Thu Aug 03, 2017 5:35 pm

johnlocke wrote:
Durandal wrote:
johnlocke wrote:Another month gone by and I've lost a few more GID's. Readings are 289 GID's, 63.32AH, SOH=79%, Hx=72.45%, 31505 miles, 50 QC, and 587 L1/L2. At this rate, I'll be looking at a new battery next spring somewhere around 43000 miles and 26 months ownership. At that point the range will be barely adequate for my daily commute and then only if I don't have any stops to make. I expect to make at least 2-3 QC every week by that point assuming I can find an open QC spot. Chevy's and BMW's are starting to show up pretty regularly at the EVGO station I usually use.
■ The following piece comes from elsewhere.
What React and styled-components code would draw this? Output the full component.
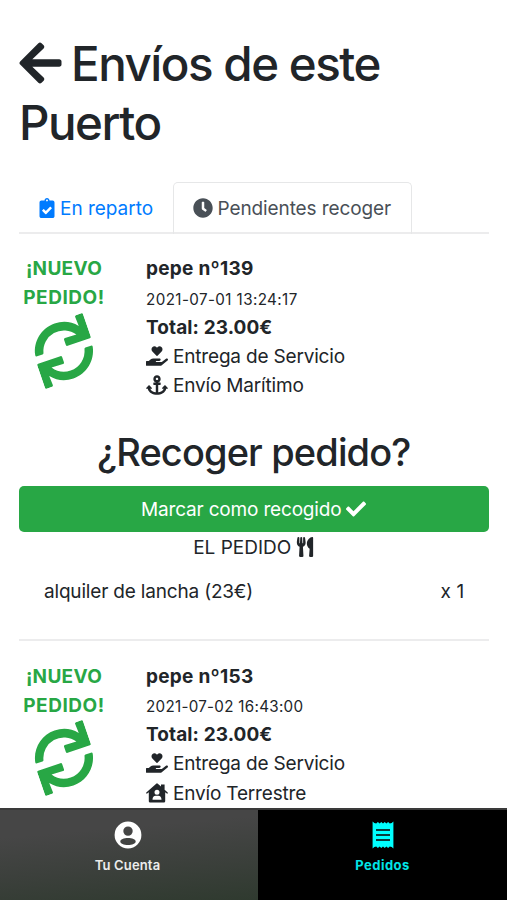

Looks like they haven't managed to overcome the need for thermal management through battery chemistry alone. Given that the 30kWh batteries have a longer capacity warranty, you might end up getting replacement batteries TWICE before the end of your warranty.

Getting a couple of replacement batteries out of Nissan isn't the same as having a battery that actually lasts 100,000 miles. Nissan's promise was a battery that would still have 80% of it's original capacity at 100,000 miles. That might be possible in the northwest and Canada but it isn't going to happen in the south or southwest. Most of those cars will be lucky to last 60,000 miles. After 4 or 5 years most of them will need new batteries no matter how few miles they have on them. I'm seeing reports of low milage 30KWH cars in Texas and Florida dropping their first bars already. I thought that they must have solved the battery issue since they were offering the longer warranty and the Lizard battery was a substantial improvement. My mistake.
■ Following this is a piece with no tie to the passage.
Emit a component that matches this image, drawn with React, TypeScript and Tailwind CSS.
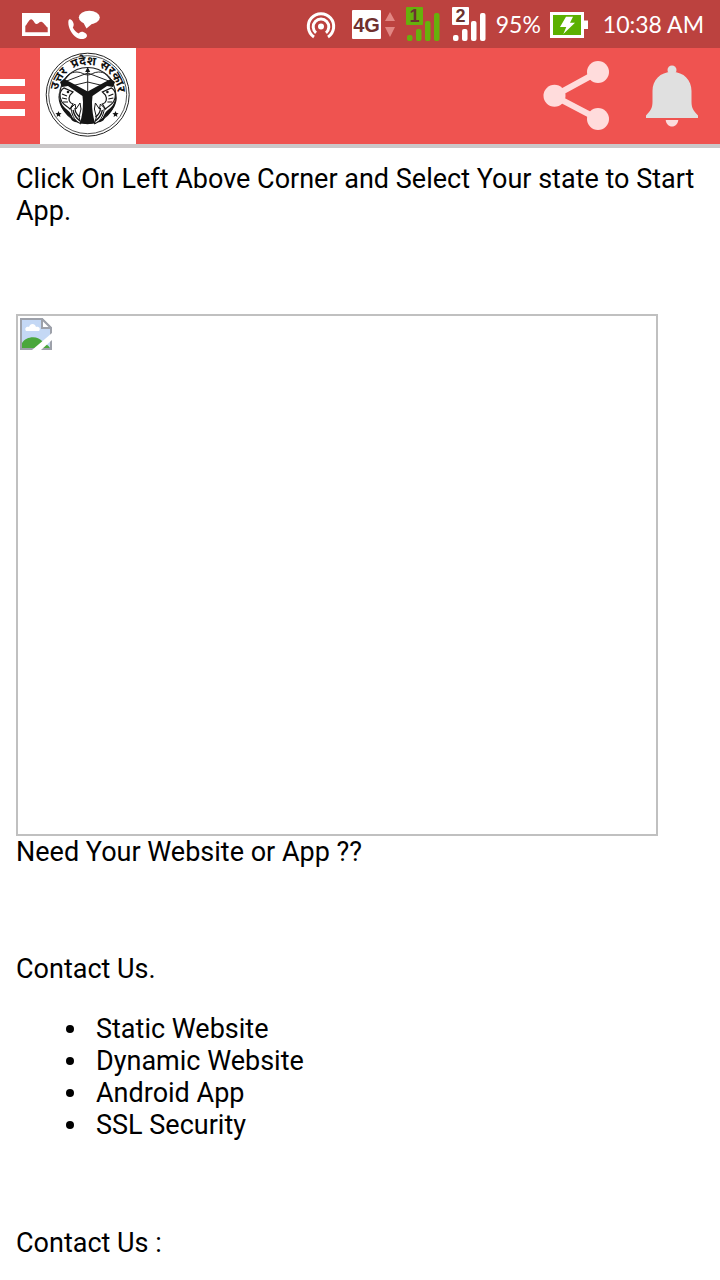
import type { ReactNode } from "react";

const services = ["Static Website", "Dynamic Website", "Android App", "SSL Security"];

function SignalBars({ sim, color }: { sim: string; color: string }) {
  return (
    <svg className="h-9 w-9" viewBox="0 0 36 36" role="img" aria-label={`SIM ${sim}`}>
      <rect x="0" y="1" width="17" height="18" rx="1" fill={color} />
      <text x="8.5" y="16" textAnchor="middle" fontSize="18" fontWeight="700" fill="#6b3330" fontFamily="Liberation Sans, sans-serif">
        {sim}
      </text>
      <g fill={color}>
        <rect x="1" y="29" width="5.5" height="6" rx="2" />
        <rect x="10" y="23" width="5.5" height="12" rx="2" />
        <rect x="19" y="15" width="5.5" height="20" rx="2" />
        <rect x="28" y="7" width="5.5" height="28" rx="2" />
      </g>
    </svg>
  );
}

function StatusBar() {
  return (
    <div className="flex h-12 items-center justify-between bg-[#bc423f] pr-4 pl-5 text-white">
      <div className="flex items-center gap-4">
        <svg className="h-8 w-8" viewBox="0 0 32 32" aria-hidden="true">
          <path
            fill="#fff"
            fillRule="evenodd"
            d="M2 5h28v23H2zM5.3 24.3h22.4v-4.8c-2-1-4-5.5-6.5-5.8-2 0-3 2.3-5 2.3-1.5 0-3-4.7-5-4.7-2.2 0-4 5-5.9 6.700z"
          />
        </svg>
        <svg className="h-8 w-8" viewBox="0 0 32 32" aria-hidden="true">
          <ellipse cx="21.3" cy="9.5" rx="10.5" ry="6.8" fill="#fff" />
          <path fill="#fff" d="M15 14l3.5 6.5L25 15z" />
          <path
            fill="#fff"
            d="M.5 12.5c.8-2 3-1.5 4.5 1.5 1.3 2.7.6 4.2-.2 5.5 1 2.5 3.5 5 6 6 1.2-1.3 2.5-2.3 5-1.2 3 1.2 3.8 3.2 2.7 4.7-1.7 2.5-6 2.8-10 .5C3.500 26.500-.6 18.500.5 12.500z"
          />
        </svg>
      </div>
      <div className="flex items-center">
        <svg className="mr-3.5 h-8 w-8" viewBox="0 0 32 32" fill="none" stroke="#fff" strokeWidth="3" aria-hidden="true">
          <path d="M8 29a12.7 12.7 0 1 1 14 0" />
          <path d="M10 24.8a7.8 7.8 0 1 1 10 0" />
          <circle cx="15" cy="18.5" r="3" fill="#fff" stroke="none" />
        </svg>
        <svg className="mr-2.5 h-9 w-11" viewBox="1 0 44 36" role="img" aria-label="4G">
          <rect x="1" y="4" width="29" height="29" rx="1" fill="#fff" />
          <text x="15.5" y="26" textAnchor="middle" fontSize="20" fontWeight="700" fill="#70302e" fontFamily="Liberation Sans, sans-serif">
            4G
          </text>
          <path fill="#e28784" d="M34 15l5-9 5 9zM34 21h10l-5 10z" />
        </svg>
        <div className="flex gap-2.5">
          <SignalBars sim="1" color="#67b10b" />
          <SignalBars sim="2" color="#ffffff" />
        </div>
        <span className="ml-2 font-['Lato',sans-serif] text-[23px]">95%</span>
        <svg className="ml-2 h-8 w-10" viewBox="0 0 40 32" aria-hidden="true">
          <path fill="#fff" d="M1 4h34v8.5h4V21h-4v9H1z" />
          <path fill="#5cb000" d="M4 7h28v20H4z" />
          <path fill="#fff" d="M17 8.700h7l-3 6h5L14.300 26l3-7H11z" />
        </svg>
        <time className="ml-3.5 font-['Lato',sans-serif] text-[23px]">10:38 AM</time>
      </div>
    </div>
  );
}

// one side of the seal: fish and waves, mirrored for the other side
function EmblemSide() {
  return (
    <g>
      <path d="M24 40c-5 3-5 9-2 14 2 3 5 4 8 7l3-5c-4-1-5-5-3-9l3-3z" fill="#fff" stroke="#151515" strokeWidth="1.2" />
      <path d="M19.500 43c-2 6 1 14 8 19 3 2 4 5 5 8l-5-3c-7-6-11-16-8-24z" fill="#151515" />
      <path d="M22 46l5 2m-5 2l5 1m-4 3l5 0" stroke="#151515" strokeWidth="1.2" />
      <circle cx="28" cy="44" r="1.3" fill="#151515" />
      <path d="M31 60l4-4 1 5 4-6 1 6-2 8 2 7c-5-2-9-7-10-16z" fill="#fff" stroke="#151515" strokeWidth="1" />
      <path d="M33 62c1 5 3 8 7 11m-5-13c0 4 2 7 5 9" fill="none" stroke="#151515" strokeWidth="1.3" />
      <path d="M31 67c2 4 5 6 10 8l-6-1c-3-1-5-3-4-7z" fill="#151515" />
    </g>
  );
}

function Emblem() {
  return (
    <svg className="h-24 w-24 bg-white" viewBox="0 0 96 96" role="img" aria-label="उत्तर प्रदेश सरकार">
      <defs>
        <path id="emblem-arc" d="M17.700 46.700a30 30 0 0 1 60 0" />
      </defs>
      <g fill="none" stroke="#222">
        <circle cx="47.7" cy="46.7" r="41.5" strokeWidth="1" />
        <circle cx="47.7" cy="46.7" r="39" strokeWidth=".8" />
        <circle cx="47.7" cy="47.5" r="28" strokeWidth="1.2" />
      </g>
      <text fontSize="12" fontWeight="700" fill="#111" textAnchor="middle" fontFamily="Noto Sans, sans-serif">
        <textPath href="#emblem-arc" startOffset="16%">उत्तर</textPath>
        <textPath href="#emblem-arc" startOffset="46%">प्रदेश</textPath>
        <textPath href="#emblem-arc" startOffset="80%">सरकार</textPath>
      </text>
      <EmblemSide />
      <g transform="translate(95.4 0) scale(-1 1)">
        <EmblemSide />
      </g>
      {/* bow and arrow */}
      <g fill="none" stroke="#222" strokeWidth="1">
        <path d="M23 34c3-7 8-10 14-10 5 0 7 3 10.700 3s6-3 10.700-3c6 0 11 3 14 10" />
        <path d="M47.700 21v24M24 34l23.700-9 23.700 9M31 38l16.700-4 16.700 4" />
      </g>
      <path d="M47.700 19l-2.500 5h5z" fill="#151515" />
      <path
        d="M20 34l4-3 6 3 17.700 9.500L65 34l6-3 4 3-2 5-6-1-14.500 10-.5 6c0 8 1 14 3 21-5 1.500-10 1.500-15 0 2-7 3-13 3-21l-.5-6L28 38l-6 1z"
        fill="#151515"
      />
      <g fill="#151515">
        <path d="M18.500 63l.9 2 2.200.2-1.700 1.500.5 2.200-1.900-1.200-1.900 1.200.5-2.200-1.700-1.500 2.200-.2z" />
        <path d="M75.500 63l.9 2 2.200.2-1.700 1.500.5 2.200-1.900-1.200-1.900 1.200.5-2.200-1.700-1.500 2.200-.2z" />
      </g>
    </svg>
  );
}

function BrokenImage() {
  return (
    <svg className="h-8 w-8" viewBox="0 0 32 32" aria-hidden="true">
      <path d="M1 1h21l9 9v21H1z" fill="#c4d8f5" />
      <path d="M6 13c-2-3 1-5 3-4 1-4 6-4 7 0 3-1 5 2 3 4z" fill="#fff" />
      <path d="M2 30v-5c4-7 16-8 21-1 3 2 5 3 7 6z" fill="#4aa73c" />
      <path d="M1 1h21l9 9v21H1z" fill="none" stroke="#9da1aa" strokeWidth="2" />
      <path d="M22 1v9h9z" fill="#fff" stroke="#9da1aa" strokeWidth="2" />
      <path d="M32 15v7L21 32h-9z" fill="#fff" />
    </svg>
  );
}

function IconButton({ label, children }: { label: string; children: ReactNode }) {
  return (
    <button type="button" aria-label={label} className="flex h-24 w-24 items-center justify-center">
      {children}
    </button>
  );
}

export default function App() {
  return (
    <div className="min-h-screen bg-white font-['Roboto',sans-serif] text-black">
      <StatusBar />
      <header className="flex items-start justify-between border-b-4 border-[#cbc8c9] bg-[#ef5350]">
        <div className="flex">
          <button type="button" aria-label="Menu" className="flex h-24 w-10 flex-col justify-center gap-2 pt-0.5">
            <span className="h-[7px] w-[25px] bg-white" />
            <span className="h-[7px] w-[25px] bg-white" />
            <span className="h-[7px] w-[25px] bg-white" />
          </button>
          <Emblem />
        </div>
        <div className="flex">
          <IconButton label="Share">
            <svg className="h-18 w-18" viewBox="0 0 72 72" fill="#ffdcdc" aria-hidden="true">
              <path d="M58 12L14 36l44 23" fill="none" stroke="#ffdcdc" strokeWidth="6" />
              <circle cx="58" cy="12" r="11" />
              <circle cx="14.5" cy="35.7" r="11" />
              <circle cx="58" cy="59" r="11" />
            </svg>
          </IconButton>
          <IconButton label="Notifications">
            <svg className="h-16 w-14" viewBox="0 0 56 64" fill="#e0e0e0" aria-hidden="true">
              <circle cx="28" cy="6" r="4.5" />
              <path d="M28 8c12 0 19.500 8 19.500 19v11c0 6 2 9 6.500 13.500V54H2v-2.500C6.500 47 8.500 44 8.500 38V27C8.500 16 16 8 28 8z" />
              <path d="M21.700 56h12.600c-.5 4-3 6.500-6.300 6.500S22.200 60 21.700 56z" fill="#fbdcdc" />
            </svg>
          </IconButton>
        </div>
      </header>
      <main className="px-4 pt-[15px] text-[27px] leading-8">
        <p>Click On Left Above Corner and Select Your state to Start App.</p>
        <div className="mt-[87px] h-[522px] w-[642px] max-w-full border-2 border-[#c0c0c0] p-0.5">
          <BrokenImage />
        </div>
        <p>Need Your Website or App ??</p>
        <p className="mt-[85px]">Contact Us.</p>
        <ul className="mt-7 pl-[50px]">
          {services.map((service) => (
            <li key={service} className="flex items-center before:mr-[22px] before:size-2 before:rounded-full before:bg-black">
              {service}
            </li>
          ))}
        </ul>
        <p className="mt-[86px]">Contact Us :</p>
      </main>
    </div>
  );
}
Based on their past behavior, I was unwilling to accept any of Nissan's claims re improved battery life in hot weather sans ATM, especially as I was convinced that a warranty based on 'bars' whose values were unspecified (and thus subject to change any time they chose) was pretty useless, and open to the same sort of shenanigans as they've tried to pull in the past. Sadly,based on the data we've been seeing from owners of the Lizard and 30kWh battery packs, it seems that's exactly the route they've chosen to take. Can't say I'm surprised.

So, while a pack that doesn't need ATM to limit degradation in all U.S. climates remains the ideal, Nissan and other companies are nowhere near achieving that yet. Until Nissan offers a warranty with some enforceable standards I simply wouldn't consider any of their BEVs, even though the climate I'm in isn't very hard on a pack.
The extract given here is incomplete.